His initial response was that it was actually not a hornbeam but a pussy willow. Suddenly my demeanour changed. I was quite precious when I thought it was a hornbeam and considered losing it. A willow? I don’t really care. Anyway, he had no idea what the warty growths were and took a photo to look it up back at the office.

He was also there to comment on lots of other felling business like giving us a quote to remove the horrid hedge which I, more or less, devastated last week. He is sending us a quote as well as advice on the pussy willow pox.

My second spreadsheet break came when I took the poodles for a walk up to the castle and back. There were a lot of dogs about, which the girls were not that keen on but generally they were well behaved. I didn’t get any photos of dogs but today I saw another buzzard (or the same buzzard only closer).

Magnificent buzzard

He was flying towards me up high and I started snapping off photos at it and it just kept getting closer. It actually flew directly over me, coming quite low. At one point I thought it was going to swoop down and take one of the poodles.

So, that was my day. I’m off to work tomorrow so I’m hoping my foot will be able to take the strain having not really had to do anything for the last two days.

Spotted hiding behind a tree - cheeky bugger

posted by admin in Gary's Posts and have Comments (2)

Static

My wife ordered me to stay home today rather than stress my foot going into town for lunch. I didn’t argue. Consequently, my foot feels a lot better tonight. This means I had a very slow day. not that there’s much wrong with that but I did get a bit bored.

But Mirinda to the rescue! She asked me to create a ginormous spreadsheet for her (for work, not just for the sake of it). I might be a bit sad, but I love spreadsheets and had a ball for the second half of the day. Though it’s still quite a way from finished.

I did test my foot out with a walk in the park after lunch. It was such a lovely day, people were out and about, sunbathing, playing bat and ball games, running round with a whipper snipper, walking dogs…it was just like summer. Without the heat. Which suits me just fine.

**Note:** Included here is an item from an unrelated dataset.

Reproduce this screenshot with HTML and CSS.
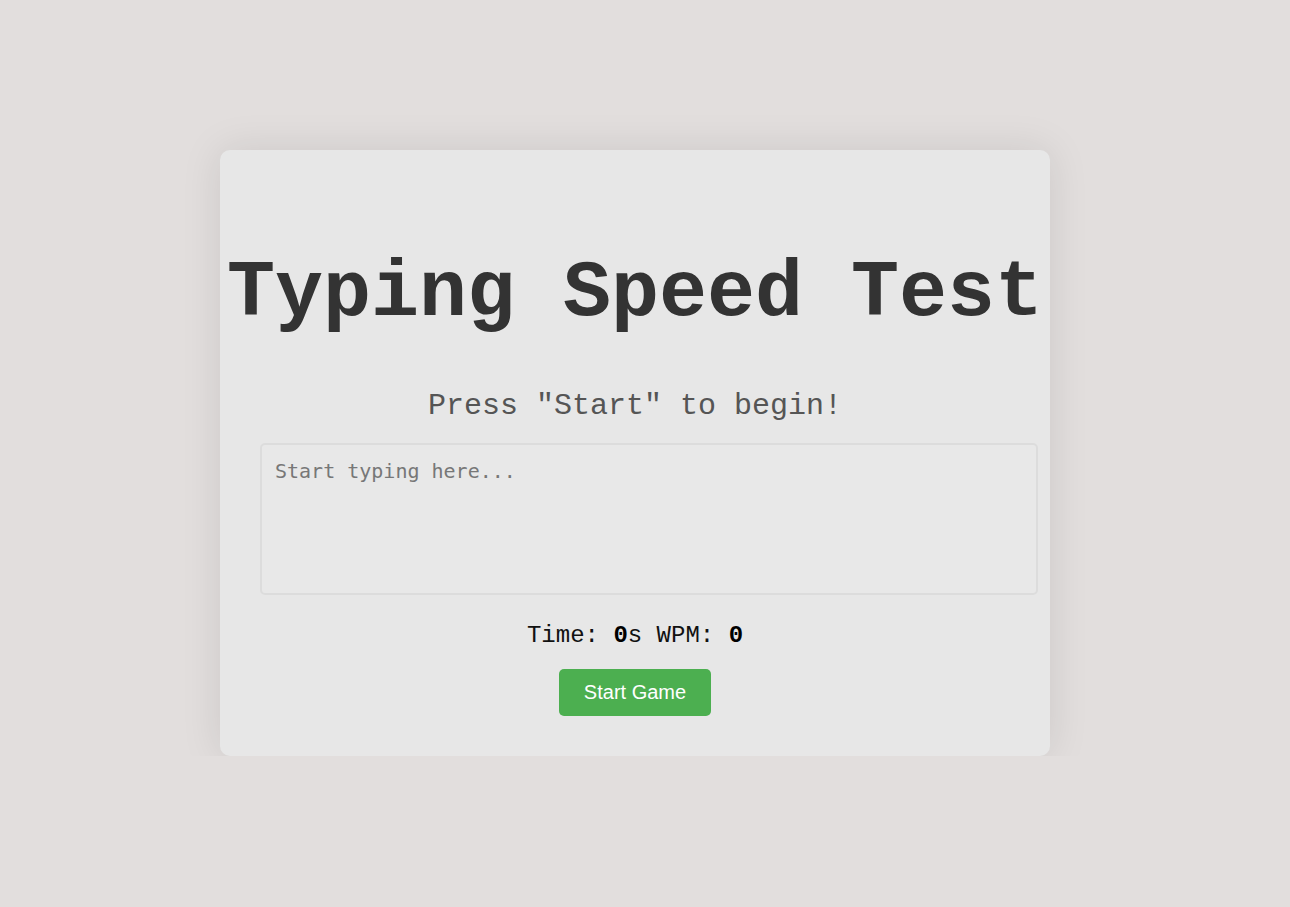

We met another lovely dog which Day-z could run away from but who Carmen took a bit of a shine to. They spent ages sniffing noses and various other body parts. Carmen can be as sociable as Day-z is not, when she wants.

We call this breed, a Drontal dog

Anyway, just a short post as I must get on with my terribly exciting spreadsheet.

posted by admin in Gary's Posts and have Comments (3)

No shows

I did a swap with another presenter way back in January to lead the Alton edition of the Talking Newspaper for today. I’m never that keen on the Alton edition because it’s the last if the day and means a late one. Still, it at least gives the morning to do things, unlike the middle session which is neither one thing or the other. Actually, and to be totally honest, I like all of them.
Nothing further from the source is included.